Musika:
Atheists are more direct about the topic, perhaps?
Direct in using words that underly their beliefs about the relationship God has with the world, etc?
The use of the word "immanent" is understandable, if your particular brand of belief is that God is in the leaves and rocks, but that isn't a general requirement of theistic belief. And "transcendent" reflects the omnimax idea.
Your ideas about these words are somewhat erroneous, but at least you are correct in understanding that the terms underly a specific relationship with things of this world, etc.
The reasons that some theists shy away from the word "supernatural" are more interesting, I think. I can only speculate as to why they do that. One reason might be that they associate "supernatural" with lots of other ideas that they do not necessarily want to embrace or identify with.
So given that atheists tend to display a wholesale bias in using the word "supernatural", what specific advantage do you think they could also secure in lumping God in to a category that has lots of other ideas that have nothing to do with theism?
For example, a particular theist might believe in the idea of an immortal soul, but not believe in ghosts. Ghosts, being thought of as persons who are separate from nature are "bad supernatural", whereas God is "good supernatural", even though both concepts share many elements in common.
The theist might believe in "evil spirits" or "demons" or similar, that they regard as separate from God, and they might be happy to describe such beings as "supernatural".
There are theistic traditions that entertain the notion of ghosts and God. Your speculations about how this automatically grant them a similar or identical relationship with the world because they "appear similar" in your mind are simply speculations (probably fueled more by the influence of hollywood than any legitimate cultural or philosophical reference).
Another possibility is that theists, by their nature, tend to blur the lines between what can and cannot be verified.
You don't see people who subscribe to empirical world views also being completely susceptible to this also?
If the length and breadth of science is about systematically analyzing observations of the physical world, that is fine. If you want to take that a step further and say this also now spells the length and breadth of reality, you cannot do that without blurring the line.
That is, they actually maintain no firm demarcation in their heads between the "natural" and the "supernatural".
But you are the one introducing this (false) dichotomy.
Having recourse to special words that help you demarcate the stuff you believe is real from the stuff you believe is not real is certainly helpful .... but only insofar as assisting your world view. Establishing your world view as superior or philosophically cogent is a far more arduous task than merely saying, "Look, I just called that supernatural!"
For them, the world is populated by ethereal entities (often persons) of different types, and those entities are just as "real" to them as the rocks and leaves. If you hold such a worldview, the term "supernatural" becomes unnecessary. Your world consists not just of what can be verified empirically; it is also populated by fantasies whose reality you take as a given. Testing the assumptions is either discouraged or the idea to test the assumptions simply doesn't occur. Religions and their "scriptures" rarely pay any attention to the veracity of their own precepts; those are unspoken and taken entirely for granted.

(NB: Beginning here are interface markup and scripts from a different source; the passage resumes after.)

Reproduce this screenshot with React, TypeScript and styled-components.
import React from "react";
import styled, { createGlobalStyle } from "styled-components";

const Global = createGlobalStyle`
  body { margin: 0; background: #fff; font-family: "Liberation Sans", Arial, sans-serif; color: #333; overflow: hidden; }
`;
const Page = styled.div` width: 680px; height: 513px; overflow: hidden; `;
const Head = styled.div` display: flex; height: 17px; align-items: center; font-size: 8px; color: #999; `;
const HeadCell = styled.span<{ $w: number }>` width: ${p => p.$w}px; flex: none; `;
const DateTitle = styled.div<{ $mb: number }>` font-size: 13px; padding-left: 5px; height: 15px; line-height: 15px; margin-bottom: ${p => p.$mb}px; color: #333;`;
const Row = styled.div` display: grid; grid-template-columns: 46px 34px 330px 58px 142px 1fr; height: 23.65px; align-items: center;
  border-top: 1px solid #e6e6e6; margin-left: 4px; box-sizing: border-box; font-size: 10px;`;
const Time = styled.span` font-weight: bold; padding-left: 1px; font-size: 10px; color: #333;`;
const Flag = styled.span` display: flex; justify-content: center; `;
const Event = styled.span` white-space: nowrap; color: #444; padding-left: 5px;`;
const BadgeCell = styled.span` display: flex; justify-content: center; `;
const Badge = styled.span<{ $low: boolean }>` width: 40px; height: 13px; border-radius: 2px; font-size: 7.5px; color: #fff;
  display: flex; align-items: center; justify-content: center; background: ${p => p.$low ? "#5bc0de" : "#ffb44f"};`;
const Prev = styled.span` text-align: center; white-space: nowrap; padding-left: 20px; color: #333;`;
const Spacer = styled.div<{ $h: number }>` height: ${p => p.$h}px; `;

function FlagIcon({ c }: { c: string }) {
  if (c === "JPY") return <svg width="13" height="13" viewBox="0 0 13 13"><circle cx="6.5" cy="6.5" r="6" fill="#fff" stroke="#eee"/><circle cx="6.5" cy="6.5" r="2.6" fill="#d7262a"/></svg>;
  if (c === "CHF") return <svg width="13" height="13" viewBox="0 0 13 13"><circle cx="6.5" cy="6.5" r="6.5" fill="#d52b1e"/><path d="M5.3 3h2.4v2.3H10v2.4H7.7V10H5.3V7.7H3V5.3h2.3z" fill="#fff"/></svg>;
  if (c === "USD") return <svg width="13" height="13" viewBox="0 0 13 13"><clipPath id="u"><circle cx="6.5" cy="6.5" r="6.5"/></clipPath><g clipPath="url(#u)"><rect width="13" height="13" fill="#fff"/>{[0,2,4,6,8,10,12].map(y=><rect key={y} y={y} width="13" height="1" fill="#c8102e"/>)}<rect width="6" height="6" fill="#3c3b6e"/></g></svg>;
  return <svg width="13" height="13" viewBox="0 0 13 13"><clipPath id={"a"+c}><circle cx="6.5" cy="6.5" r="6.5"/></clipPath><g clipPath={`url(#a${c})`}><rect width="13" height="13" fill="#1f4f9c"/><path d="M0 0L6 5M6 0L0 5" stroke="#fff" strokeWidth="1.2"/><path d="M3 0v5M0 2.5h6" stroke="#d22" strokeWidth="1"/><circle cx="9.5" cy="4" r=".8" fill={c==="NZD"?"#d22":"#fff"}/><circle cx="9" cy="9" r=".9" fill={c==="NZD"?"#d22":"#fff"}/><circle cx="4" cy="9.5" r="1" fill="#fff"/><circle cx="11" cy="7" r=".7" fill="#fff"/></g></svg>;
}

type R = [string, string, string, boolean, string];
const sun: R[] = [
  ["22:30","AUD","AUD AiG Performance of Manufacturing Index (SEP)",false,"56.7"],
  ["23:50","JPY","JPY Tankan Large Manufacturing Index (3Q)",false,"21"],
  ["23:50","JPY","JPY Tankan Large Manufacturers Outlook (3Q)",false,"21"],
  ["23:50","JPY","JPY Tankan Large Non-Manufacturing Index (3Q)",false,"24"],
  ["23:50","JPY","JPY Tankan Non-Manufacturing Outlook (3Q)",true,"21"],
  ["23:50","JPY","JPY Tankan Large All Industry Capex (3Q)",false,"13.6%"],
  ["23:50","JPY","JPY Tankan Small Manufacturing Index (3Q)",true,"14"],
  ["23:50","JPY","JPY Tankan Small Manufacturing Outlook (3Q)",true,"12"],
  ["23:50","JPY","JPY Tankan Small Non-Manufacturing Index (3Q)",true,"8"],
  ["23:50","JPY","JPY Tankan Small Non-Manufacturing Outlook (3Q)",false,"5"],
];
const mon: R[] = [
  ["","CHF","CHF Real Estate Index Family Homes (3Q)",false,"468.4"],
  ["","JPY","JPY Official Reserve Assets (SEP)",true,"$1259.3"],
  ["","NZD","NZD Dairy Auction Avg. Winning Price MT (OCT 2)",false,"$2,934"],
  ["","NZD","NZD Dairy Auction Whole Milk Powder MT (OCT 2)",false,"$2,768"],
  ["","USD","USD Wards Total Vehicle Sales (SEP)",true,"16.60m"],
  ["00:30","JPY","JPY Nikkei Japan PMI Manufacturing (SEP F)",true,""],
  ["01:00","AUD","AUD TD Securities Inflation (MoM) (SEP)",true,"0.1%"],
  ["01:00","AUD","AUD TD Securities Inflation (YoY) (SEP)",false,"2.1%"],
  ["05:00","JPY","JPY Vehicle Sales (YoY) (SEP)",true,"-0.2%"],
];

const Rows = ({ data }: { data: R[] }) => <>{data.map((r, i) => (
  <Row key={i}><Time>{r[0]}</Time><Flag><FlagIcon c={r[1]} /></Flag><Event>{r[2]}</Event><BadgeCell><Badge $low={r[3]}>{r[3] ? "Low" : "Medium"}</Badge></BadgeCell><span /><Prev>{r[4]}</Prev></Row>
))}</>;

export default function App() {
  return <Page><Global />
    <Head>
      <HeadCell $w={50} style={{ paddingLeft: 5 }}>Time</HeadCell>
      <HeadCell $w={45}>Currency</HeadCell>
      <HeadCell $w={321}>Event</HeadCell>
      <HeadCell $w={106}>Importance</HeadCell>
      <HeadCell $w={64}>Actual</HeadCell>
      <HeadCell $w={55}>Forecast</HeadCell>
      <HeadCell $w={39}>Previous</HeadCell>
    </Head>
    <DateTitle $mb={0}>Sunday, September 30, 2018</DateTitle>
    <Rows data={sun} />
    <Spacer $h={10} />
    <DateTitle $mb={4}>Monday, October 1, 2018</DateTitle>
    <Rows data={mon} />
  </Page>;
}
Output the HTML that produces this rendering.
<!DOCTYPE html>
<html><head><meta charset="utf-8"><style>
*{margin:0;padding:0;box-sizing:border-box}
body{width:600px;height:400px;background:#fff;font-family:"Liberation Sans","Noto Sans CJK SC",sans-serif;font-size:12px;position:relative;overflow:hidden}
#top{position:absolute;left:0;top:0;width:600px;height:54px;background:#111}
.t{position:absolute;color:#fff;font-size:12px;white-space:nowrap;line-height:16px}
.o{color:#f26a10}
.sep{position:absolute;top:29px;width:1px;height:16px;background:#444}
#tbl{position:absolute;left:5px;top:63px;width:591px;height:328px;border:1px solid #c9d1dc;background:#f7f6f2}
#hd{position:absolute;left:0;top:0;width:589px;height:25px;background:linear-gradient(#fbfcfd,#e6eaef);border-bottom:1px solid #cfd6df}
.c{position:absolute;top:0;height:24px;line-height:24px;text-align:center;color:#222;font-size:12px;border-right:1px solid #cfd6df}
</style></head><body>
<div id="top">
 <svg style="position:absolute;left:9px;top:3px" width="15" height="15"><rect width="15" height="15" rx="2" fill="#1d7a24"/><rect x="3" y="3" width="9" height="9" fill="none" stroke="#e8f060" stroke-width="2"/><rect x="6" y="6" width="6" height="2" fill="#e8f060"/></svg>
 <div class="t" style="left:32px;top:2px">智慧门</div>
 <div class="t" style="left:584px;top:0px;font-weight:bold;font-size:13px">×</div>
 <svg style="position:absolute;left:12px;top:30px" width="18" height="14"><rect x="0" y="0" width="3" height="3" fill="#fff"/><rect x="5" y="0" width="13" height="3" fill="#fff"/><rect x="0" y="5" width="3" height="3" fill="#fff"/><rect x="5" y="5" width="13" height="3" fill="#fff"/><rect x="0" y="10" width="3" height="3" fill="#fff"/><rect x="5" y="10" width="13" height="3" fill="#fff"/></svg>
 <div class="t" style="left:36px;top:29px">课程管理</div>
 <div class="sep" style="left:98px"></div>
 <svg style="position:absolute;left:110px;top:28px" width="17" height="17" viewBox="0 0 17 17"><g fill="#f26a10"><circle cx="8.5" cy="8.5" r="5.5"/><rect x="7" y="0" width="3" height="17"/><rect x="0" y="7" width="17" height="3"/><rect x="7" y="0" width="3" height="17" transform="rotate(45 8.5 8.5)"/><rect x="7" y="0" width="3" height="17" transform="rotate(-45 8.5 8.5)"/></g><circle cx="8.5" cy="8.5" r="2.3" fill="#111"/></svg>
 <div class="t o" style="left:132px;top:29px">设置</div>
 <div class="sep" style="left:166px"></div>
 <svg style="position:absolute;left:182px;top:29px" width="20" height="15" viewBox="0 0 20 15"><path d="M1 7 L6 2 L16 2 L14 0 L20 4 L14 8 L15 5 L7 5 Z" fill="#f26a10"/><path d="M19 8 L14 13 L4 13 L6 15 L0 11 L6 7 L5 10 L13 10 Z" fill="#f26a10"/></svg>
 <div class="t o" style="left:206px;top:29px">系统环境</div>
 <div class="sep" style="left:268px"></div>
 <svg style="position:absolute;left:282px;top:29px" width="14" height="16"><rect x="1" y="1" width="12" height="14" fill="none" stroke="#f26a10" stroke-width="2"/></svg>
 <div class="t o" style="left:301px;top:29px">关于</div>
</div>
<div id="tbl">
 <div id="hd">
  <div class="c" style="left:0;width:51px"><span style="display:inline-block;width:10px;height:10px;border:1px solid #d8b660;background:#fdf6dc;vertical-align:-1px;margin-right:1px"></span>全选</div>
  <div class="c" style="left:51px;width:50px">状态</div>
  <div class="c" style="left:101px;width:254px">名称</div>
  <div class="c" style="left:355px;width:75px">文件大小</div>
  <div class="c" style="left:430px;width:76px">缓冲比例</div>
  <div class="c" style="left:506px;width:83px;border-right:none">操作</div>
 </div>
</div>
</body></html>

So the notion of life being reducible to an arrangement of chemicals is supernatural?
After all, its certainly a claim that blurs the distinction between what has and hasn't been (empirically) verified.
Or do you feel its an unnecessary term because the "ethereal" existence of life is but part of the same integral existence of rocks and leaves?
As for atheists, a word like "transcendent" is a bit vague; "supernatural" seems more specific, and goes to the heart of a demarcation issue that atheists consider to be pivotal.
How do you figure it as vague since you have just mentioned earlier how "supernatural" encompasses a category of things that has nothing to do with God, or the role God is alluded (IYHO) to have within this world?
I'm speculating, but you can tell me why you don't like the word "supernatural", from the point of view of your own theism. So, over to you.
Because it has automatic connotations of fantasy and, as you mentioned, brings it in to a category that involves many things that bear no relationship to theism.
As far as debate goes, it is a form approaching ad hom/straw manning. Bringing a target within the confines of a category with retrograde credibility makes the task of taking it down that much easier.
I'm pretty sure you would take reserve to reductionist views of life as being labelled "supernatural", even though it can be presented in such a manner to tick all the aforementioned boxes you have given.
Also, as an interesting point of history, when Newton first brought forth his ideas of gravity, he faced charges of masquerading as a fraudster from the scientific community since he was talking of intangible forces. He even described gravity as supernatural. His idea of thinking is that there is no way to empirically explain or investigate what causes a universal constant to manifest its universal qualities.
This is the point where one has to make the decision whether or not to "blur the line", as you stated earlier.
Does science claim that viewing the observable universe as a closed system of entirely natural phenomena exhausts reality?
Or is that the claim of atheists?
No doubt you will choose this moment to inject the stock standard response of atheists having no claims to make.
Answering in that way will not however explain on what basis one could level such a claim about "natural" phenomena and reality. To say the least, science is not demanding such philosophical conclusions. So who else does that leave in the room?